As to which circuit’s federal common law decisions apply, the court in Dabertin v. HCR Manor Care, Inc., 177 F. Supp. 2d 829, 839 (N.D. Ill. 2001), held that a choice of law provision designating the laws of Delaware did not subject the claims to Third Circuit decisional law. Rather, Seventh Circuit law was controlling because “[c]laims that are brought under federal law must be decided under the decisional law of the Circuit in which the claim was filed” and there was “no express choice of law provision in the Plan that selects Third Circuit decisional law.” Id.
Finally, with regard to “residual choice of law” provisions (i.e., provisions providing for the application of state law to the extent it is not preempted by ERISA), courts have applied two different tests.

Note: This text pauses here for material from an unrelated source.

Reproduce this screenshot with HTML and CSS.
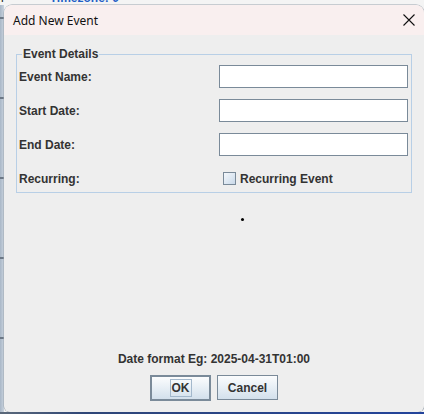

The Ninth and Eleventh Circuits have held that “[w]here a choice of law is made by an ERISA contract, it should be followed, if not unreasonable or fundamentally unfair.” Buce, 247 F.3d at 1149; Wang Labs., Inc. v. Kagan, 990 F.2d 1126, 1128-29 (9th Cir. 1993).
The Fifth and Sixth Circuits have employed the Restatement (Second) of Conflict of Laws “to decide whether to give effect to a choice of law provision in an ERISA plan.” Jimenez v. Sun Life Assurance Co. of Canada, 486 F. App’x 398, 407 (5th Cir. 2012); Durden, 448 F.3d at 922-23 (6th Cir. 2006).
Litigants in ERISA cases should be aware of whether plan documents contain conformity clauses or choice of law provisions, whether those provisions are treated similarly in the jurisdiction where the suit is pending, and how the jurisdiction applies choice of law provisions with respect to plan interpretation. In any event, the interpretation of plan terms must be consistent with the substantive provisions and the underlying objectives of ERISA. See West v. Aetna Life Ins. Co., 171 F. Supp. 2d 856, 880 (N.D. Iowa 2001).